Let me explain this on the vectorize example I defined
above. If f is a function of type signature
f:Int -> Char then (vectorize f) sends
lists of integers to lists of characters
[Int] -> [Char]. Now imagine you applied
vectorize twice. The new function you get
(vectorize (vectorize f)) will operate on a list of lists
of integers and will produce a list of lists of characters
[[Int]] --> [[Char]]. In this case the consistency
requirement is as follows: Consider the generic function
flatten:[[a]]->[a] which takes a nested list and
flattens it.
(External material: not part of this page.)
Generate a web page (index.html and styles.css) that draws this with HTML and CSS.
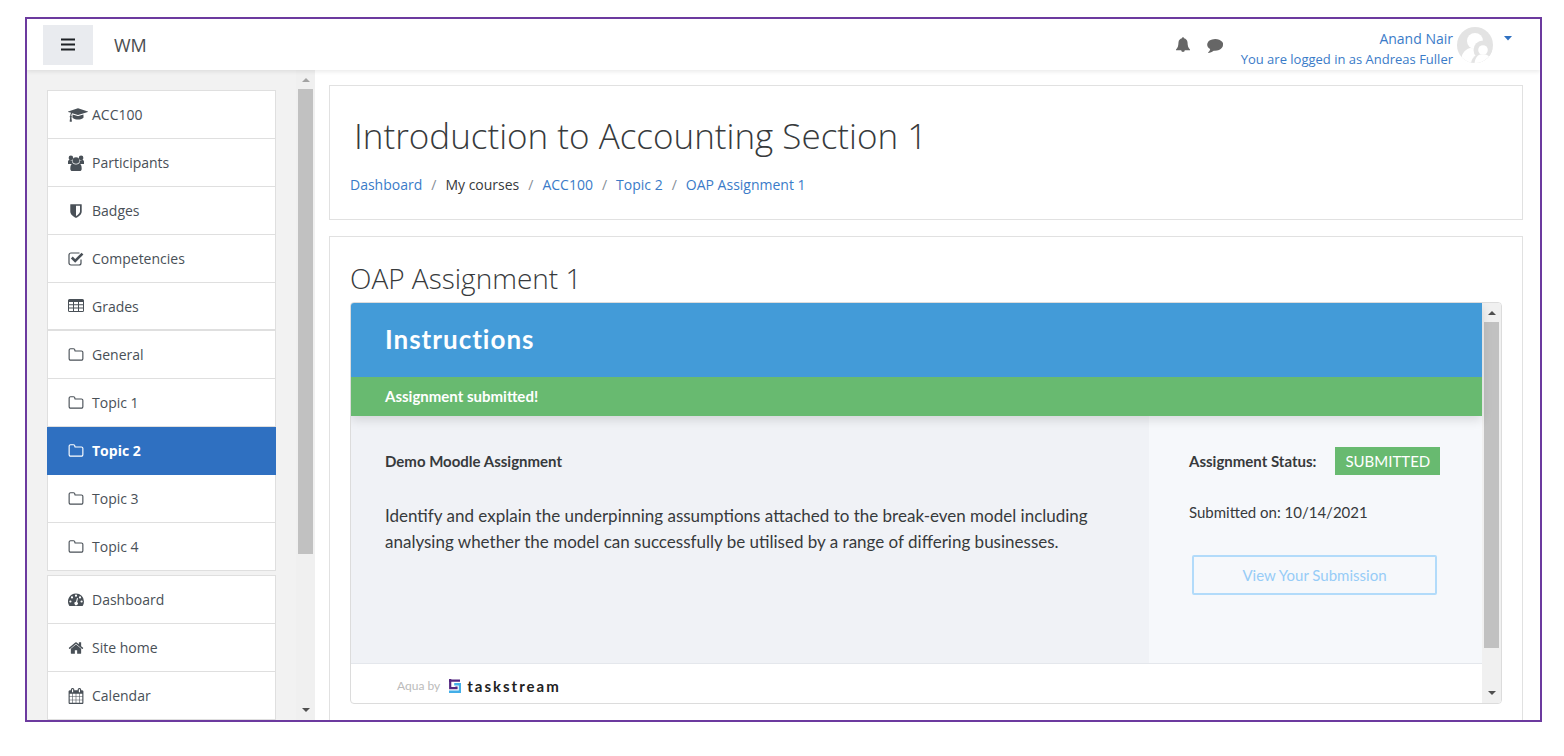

Then we ask that the resulting list from
(flatten (funcall (vectorize (vectorize 'f)) my-list-of-lists))and from
(funcall (vectorize 'f) (flatten my-list-of-lists))should be the same list of characters for any list of lists of
integers my-list-of-lists.
I will give just a simple example:
(defun flatten (x)
(cond ((null x) nil)
((atom x) (list x))
(t (mapcan 'flatten x))))
(defun f (x) (+ (* x x) x 1))
(defparameter my-list-of-lists
(mapcar (lambda (n) (loop for i from 0 to n collect (random 12)))
(loop for i from 1 to 5 collect (1+ (random 7)))))
my-list-of-lists
((4 1 9 3 3) (9 3 11 2) (11 1 6 4 6) (2 6 5 4 7 1) (1 1 7 8 5 11 1 10))Now, we calculate
(flatten (funcall (vectorize (vectorize 'f)) my-list-of-lists))
(21 3 91 13 13 91 13 133 7 133 3 43 21 43 7 43 31 21 57 3 3 3 57 73 31 133 3 111)and
(funcall (vectorize 'f) (flatten my-list-of-lists))
(21 3 91 13 13 91 13 133 7 133 3 43 21 43 7 43 31 21 57 3 3 3 57 73 31 133 3 111)We call such pairs (vectorize,flatten) as monads. You
need an endofunctor \(T\) and a generic
function \(\eta\) which
flattens \(T^2\) to \(T\) in such a way that any sort of
potentially different flattenings of higher order terms \(T^n\) to \(T\) via any use of consecutive \(\eta\)’s produce the same effect.